** Given request **
Write out all of the lines below, exactly and completely.

** Start Given records **

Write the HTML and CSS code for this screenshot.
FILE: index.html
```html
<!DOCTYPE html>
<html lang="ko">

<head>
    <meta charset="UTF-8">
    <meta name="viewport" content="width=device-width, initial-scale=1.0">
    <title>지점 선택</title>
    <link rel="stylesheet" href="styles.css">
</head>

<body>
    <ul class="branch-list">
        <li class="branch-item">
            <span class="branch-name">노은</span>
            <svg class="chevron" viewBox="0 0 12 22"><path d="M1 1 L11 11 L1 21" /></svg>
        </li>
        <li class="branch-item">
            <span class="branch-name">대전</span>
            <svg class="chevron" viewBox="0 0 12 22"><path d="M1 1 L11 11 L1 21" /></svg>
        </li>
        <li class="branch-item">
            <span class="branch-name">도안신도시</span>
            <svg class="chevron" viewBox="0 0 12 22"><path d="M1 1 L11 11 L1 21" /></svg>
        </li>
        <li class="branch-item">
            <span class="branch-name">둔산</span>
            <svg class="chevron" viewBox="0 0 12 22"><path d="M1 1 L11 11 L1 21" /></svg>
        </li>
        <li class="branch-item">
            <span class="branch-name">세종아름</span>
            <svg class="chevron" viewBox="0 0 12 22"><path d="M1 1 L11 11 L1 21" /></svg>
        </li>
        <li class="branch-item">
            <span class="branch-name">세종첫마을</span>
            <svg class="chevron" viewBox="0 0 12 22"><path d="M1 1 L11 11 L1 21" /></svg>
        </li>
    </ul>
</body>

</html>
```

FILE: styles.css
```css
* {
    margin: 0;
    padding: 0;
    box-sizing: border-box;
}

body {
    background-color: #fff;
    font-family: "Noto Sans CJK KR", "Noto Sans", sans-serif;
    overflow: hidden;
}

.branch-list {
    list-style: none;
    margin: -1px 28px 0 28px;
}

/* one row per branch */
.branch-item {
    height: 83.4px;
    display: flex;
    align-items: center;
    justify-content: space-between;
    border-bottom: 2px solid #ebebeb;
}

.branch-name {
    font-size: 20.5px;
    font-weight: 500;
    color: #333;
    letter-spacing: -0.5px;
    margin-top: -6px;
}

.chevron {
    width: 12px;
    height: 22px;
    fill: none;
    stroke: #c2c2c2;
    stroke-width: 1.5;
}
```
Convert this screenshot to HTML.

** End Given records **

** Final result **
Write the HTML and CSS code for this screenshot.
FILE: index.html
```html
<!DOCTYPE html>
<html lang="ko">

<head>
    <meta charset="UTF-8">
    <meta name="viewport" content="width=device-width, initial-scale=1.0">
    <title>지점 선택</title>
    <link rel="stylesheet" href="styles.css">
</head>

<body>
    <ul class="branch-list">
        <li class="branch-item">
            <span class="branch-name">노은</span>
            <svg class="chevron" viewBox="0 0 12 22"><path d="M1 1 L11 11 L1 21" /></svg>
        </li>
        <li class="branch-item">
            <span class="branch-name">대전</span>
            <svg class="chevron" viewBox="0 0 12 22"><path d="M1 1 L11 11 L1 21" /></svg>
        </li>
        <li class="branch-item">
            <span class="branch-name">도안신도시</span>
            <svg class="chevron" viewBox="0 0 12 22"><path d="M1 1 L11 11 L1 21" /></svg>
        </li>
        <li class="branch-item">
            <span class="branch-name">둔산</span>
            <svg class="chevron" viewBox="0 0 12 22"><path d="M1 1 L11 11 L1 21" /></svg>
        </li>
        <li class="branch-item">
            <span class="branch-name">세종아름</span>
            <svg class="chevron" viewBox="0 0 12 22"><path d="M1 1 L11 11 L1 21" /></svg>
        </li>
        <li class="branch-item">
            <span class="branch-name">세종첫마을</span>
            <svg class="chevron" viewBox="0 0 12 22"><path d="M1 1 L11 11 L1 21" /></svg>
        </li>
    </ul>
</body>

</html>
```

FILE: styles.css
```css
* {
    margin: 0;
    padding: 0;
    box-sizing: border-box;
}

body {
    background-color: #fff;
    font-family: "Noto Sans CJK KR", "Noto Sans", sans-serif;
    overflow: hidden;
}

.branch-list {
    list-style: none;
    margin: -1px 28px 0 28px;
}

/* one row per branch */
.branch-item {
    height: 83.4px;
    display: flex;
    align-items: center;
    justify-content: space-between;
    border-bottom: 2px solid #ebebeb;
}

.branch-name {
    font-size: 20.5px;
    font-weight: 500;
    color: #333;
    letter-spacing: -0.5px;
    margin-top: -6px;
}

.chevron {
    width: 12px;
    height: 22px;
    fill: none;
    stroke: #c2c2c2;
    stroke-width: 1.5;
}
```
Convert this screenshot to HTML.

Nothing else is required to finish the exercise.